Another bit of fine print worth noting comes at the end of ordering. “Your preferred pick-up location is Route 46 Lukoil Fort Lee Mart. A local U-Haul representative will contact you by 6 p.m. on Friday, Feb. 7, 2014 to schedule you at the most convenient location with available equipment.”
In other words, you might have to go somewhere other than your preferred pick-up location to get your rental truck. This isn’t a huge problem because you’ll most likely be sent nearby. But, in the case of Fort Lee, you could have to go to Manhattan or the Bronx, both of which require crossing the George Washington Bridge (which often clogs with traffic and could force you to go out of your way before the journey even begins). Ugh!

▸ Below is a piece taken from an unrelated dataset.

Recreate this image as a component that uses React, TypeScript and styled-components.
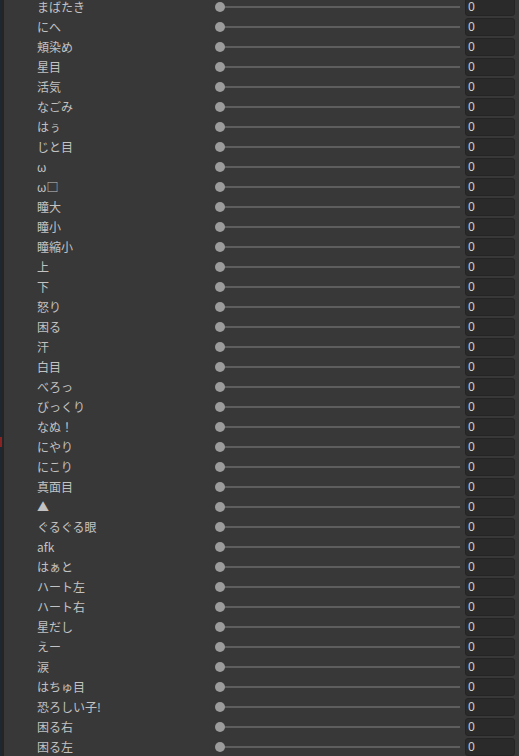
import React from "react";
import styled, { createGlobalStyle } from "styled-components";

const Global = createGlobalStyle`
  html, body { margin: 0; padding: 0; background: #383838; overflow: hidden; }
  body { font-family: "Noto Sans CJK JP", "Noto Sans", sans-serif; }
`;

const Frame = styled.div`
  display: flex;
  width: 519px;
  height: 756px;
  overflow: hidden;
  background: #383838;
`;

const EdgeBar = styled.div`
  position: relative;
  width: 2px;
  background: #1d2731;
  flex: none;
`;

const EdgeMark = styled.div`
  position: absolute;
  left: 0;
  top: 437px;
  width: 2px;
  height: 10px;
  background: #8a2323;
`;

const EdgeShadow = styled.div`
  width: 2px;
  background: #242424;
  flex: none;
`;

const List = styled.div`
  flex: 1;
  display: flex;
  flex-direction: column;
  margin-top: -3px;
  padding-left: 33px;
`;

const Row = styled.div`
  display: flex;
  align-items: center;
  height: 20px;
  flex: none;
`;

const Label = styled.div`
  width: 178px;
  flex: none;
  font-size: 12px;
  color: #c2c2c2;
  white-space: nowrap;
  line-height: 20px;
`;

const Slider = styled.div`
  position: relative;
  flex: 1;
  height: 20px;
`;

const Track = styled.div`
  position: absolute;
  left: 5px;
  right: 2px;
  top: 9px;
  height: 2px;
  background: #5e5e5e;
`;

const Thumb = styled.div`
  position: absolute;
  left: 0;
  top: 5px;
  width: 10px;
  height: 10px;
  border-radius: 50%;
  background: #9c9c9c;
`;

const ValueBox = styled.div`
  width: 50px;
  height: 18px;
  margin: 0 4px 0 3px;
  flex: none;
  box-sizing: border-box;
  border: 1px solid #242424;
  border-radius: 3px;
  background: #2a2a2a;
  color: #cecece;
  font-family: "Noto Sans", sans-serif;
  font-size: 12px;
  line-height: 16px;
  padding-left: 2px;
`;

const names = [
  "まばたき", "にへ", "頬染め", "星目", "活気", "なごみ", "はぅ", "じと目", "ω", "ω□",
  "瞳大", "瞳小", "瞳縮小", "上", "下", "怒り", "困る", "汗", "白目", "べろっ",
  "びっくり", "なぬ！", "にやり", "にこり", "真面目", "▲", "ぐるぐる眼", "afk", "はぁと", "ハート左",
  "ハート右", "星だし", "えー", "涙", "はちゅ目", "恐ろしい子!", "困る右", "困る左",
];

export default function App() {
  return (
    <>
      <Global />
      <Frame>
        <EdgeBar>
          <EdgeMark />
        </EdgeBar>
        <EdgeShadow />
        <List>
          {names.map((n) => (
            <Row key={n}>
              <Label>{n}</Label>
              <Slider>
                <Track />
                <Thumb />
              </Slider>
              <ValueBox>0</ValueBox>
            </Row>
          ))}
        </List>
      </Frame>
    </>
  );
}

There are a few insurance options. Since most of you don’t drive a truck of such heft everyday and your credit cards and auto insurance probably won’t cover the rental, I recommend getting some sort of insurance plan through U-Haul. You can purchase the insurance after you pick up the truck at any U-Haul location, but the truck will be subject to inspection. Also, you can choose any protection package and do NOT have to provide proof of insurance to rent most equipment. Consider the possibilities:
Safemove is the basic plan, which is most popular with customers, according to the Web site. It costs $102 and protects cargo, drivers, and passengers. You will be free of responsibility for most accidental damage and harm to your goods from collision, fire, windstorm and overturn of the rental truck. And there’s no deductible on damage. It is subject to exclusions, however. When it comes to cargo, your coverage is for cash value and is also subject to exclusions, and there’s a $100 deductible. You receive up to $25,000 of coverage on a one-way rental and up to $15,000 of coverage on an in-town rental.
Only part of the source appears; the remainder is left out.